Wednesday, August 7, 2013

THE JUNGLE BOOK's Anjali Bhimani Fangirls Over Mary Zimmerman's Inspired Techniques

"Actress Anjali Bhimani is quite possibly Mary Zimmerman’s biggest fan. After working with Zimmerman many times, Ms. Bhimani raves about the successful director’s notoriously organic, inspiration-led process. She is clearly in love with the Zimmerman method." ("Mary Zimmerman Creates 'Theatre Nirvana' Through THE JUNGLE BOOK" by Sally Henry on

This week I got to write the above words based on a wonderful interview with Anjali Bhimani, who plays the mother wolf in The Jungle Book at the Goodman Theatre in Chicago.

Basically this whole interview was a little unusual in the sense that it really isn't about Anjali, but it's about her experience with renowned director Mary Zimmerman (Metamorphoses). Anjali was so great to interview, because she was so excited about this show and was overflowing with praise for her director. When I first said, "I want to ask you about Mary Zimmerman and her very... different style," she said something like, "Oh yeah! I'm the perfect one to interview, because I've worked with her in lots of shows." And in reference to my title, yes "fangirl" is totally a verb used by the cool kids these days. If you don't know what it means, look it up on Urban Dictionary.

There were so many times where she would say something, and in my head I thought, "YES. This will be a great quote!" Unfortunately, I couldn't include all of those.

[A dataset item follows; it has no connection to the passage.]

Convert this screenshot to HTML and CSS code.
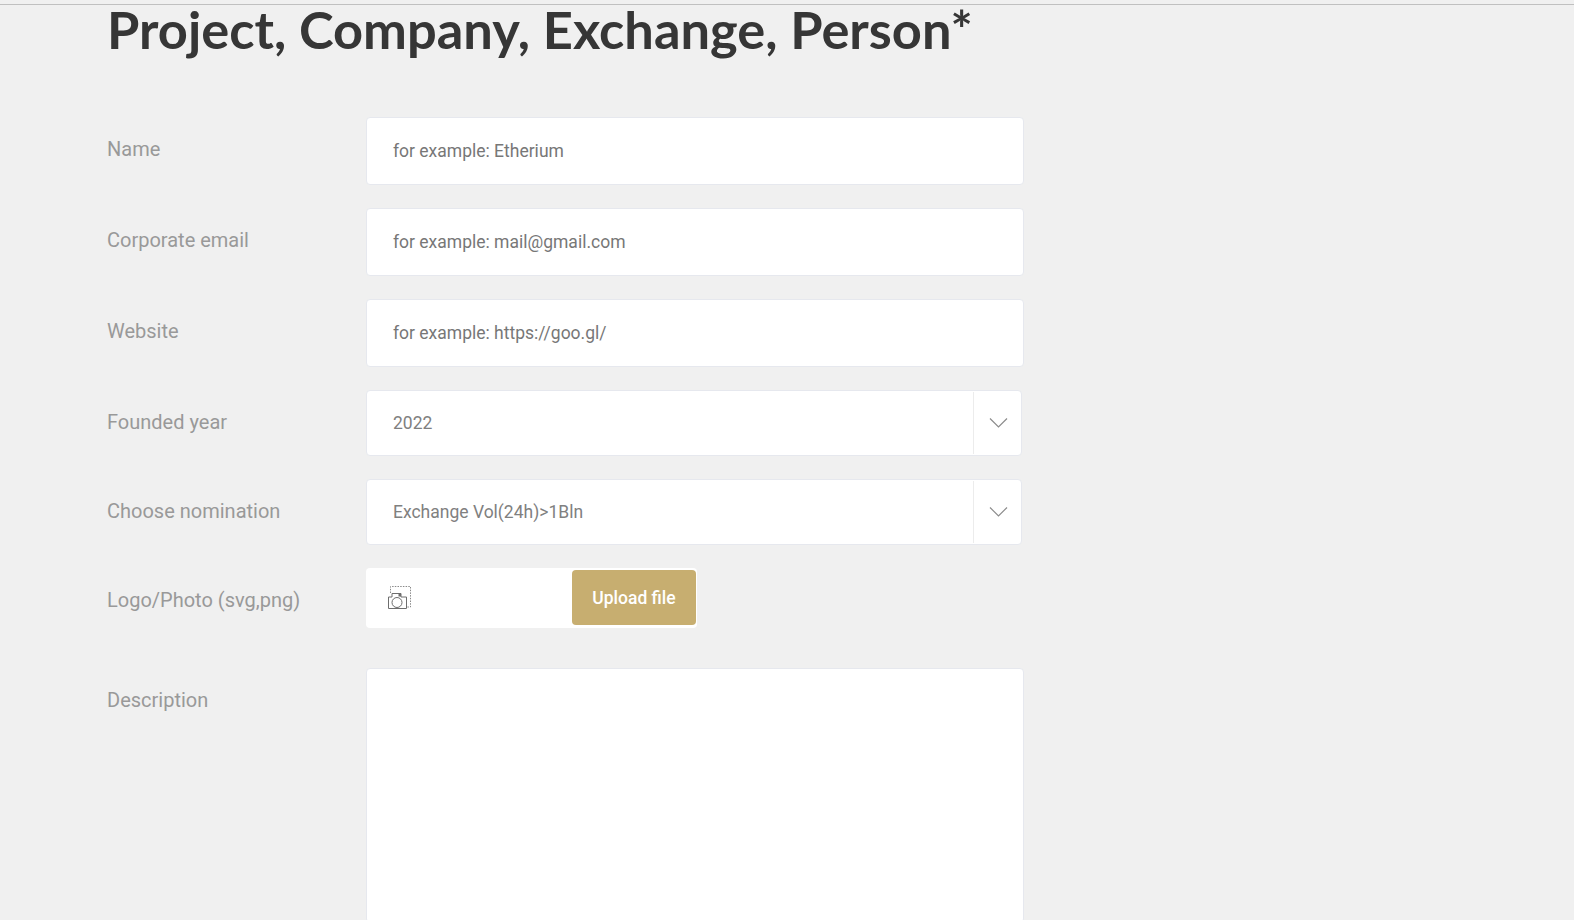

Fortunately, only on Singular Sensation can you get some exclusive extras that couldn't publish!

"[Mary Zimmerman] is very visually inspired"

Working with Mary Zimmerman: "It's a lesson in trust... being willing to experiment"

“It’s not just her audition to see who works well together,” says Bhimani. “But it’s also for the actors to kind of audition her and decide if this process is for them.” Even at auditions, Zimmerman is very open to input from the actors and, as Bhimani says, “really wants to bring the best out of the people she has.”

“She’ll bring in three pages, or she’ll bring in thirty pages,” says Bhimani, explaining that Zimmerman would enter rehearsals for The Jungle Book with a few key scenes specifically in mind, but was constantly experimenting. 

(And actually, there was an element that I touched on in my original, uncut version of the article that I took out of the original, which was the idea of how this measures up to the Disney Broadway classics:) 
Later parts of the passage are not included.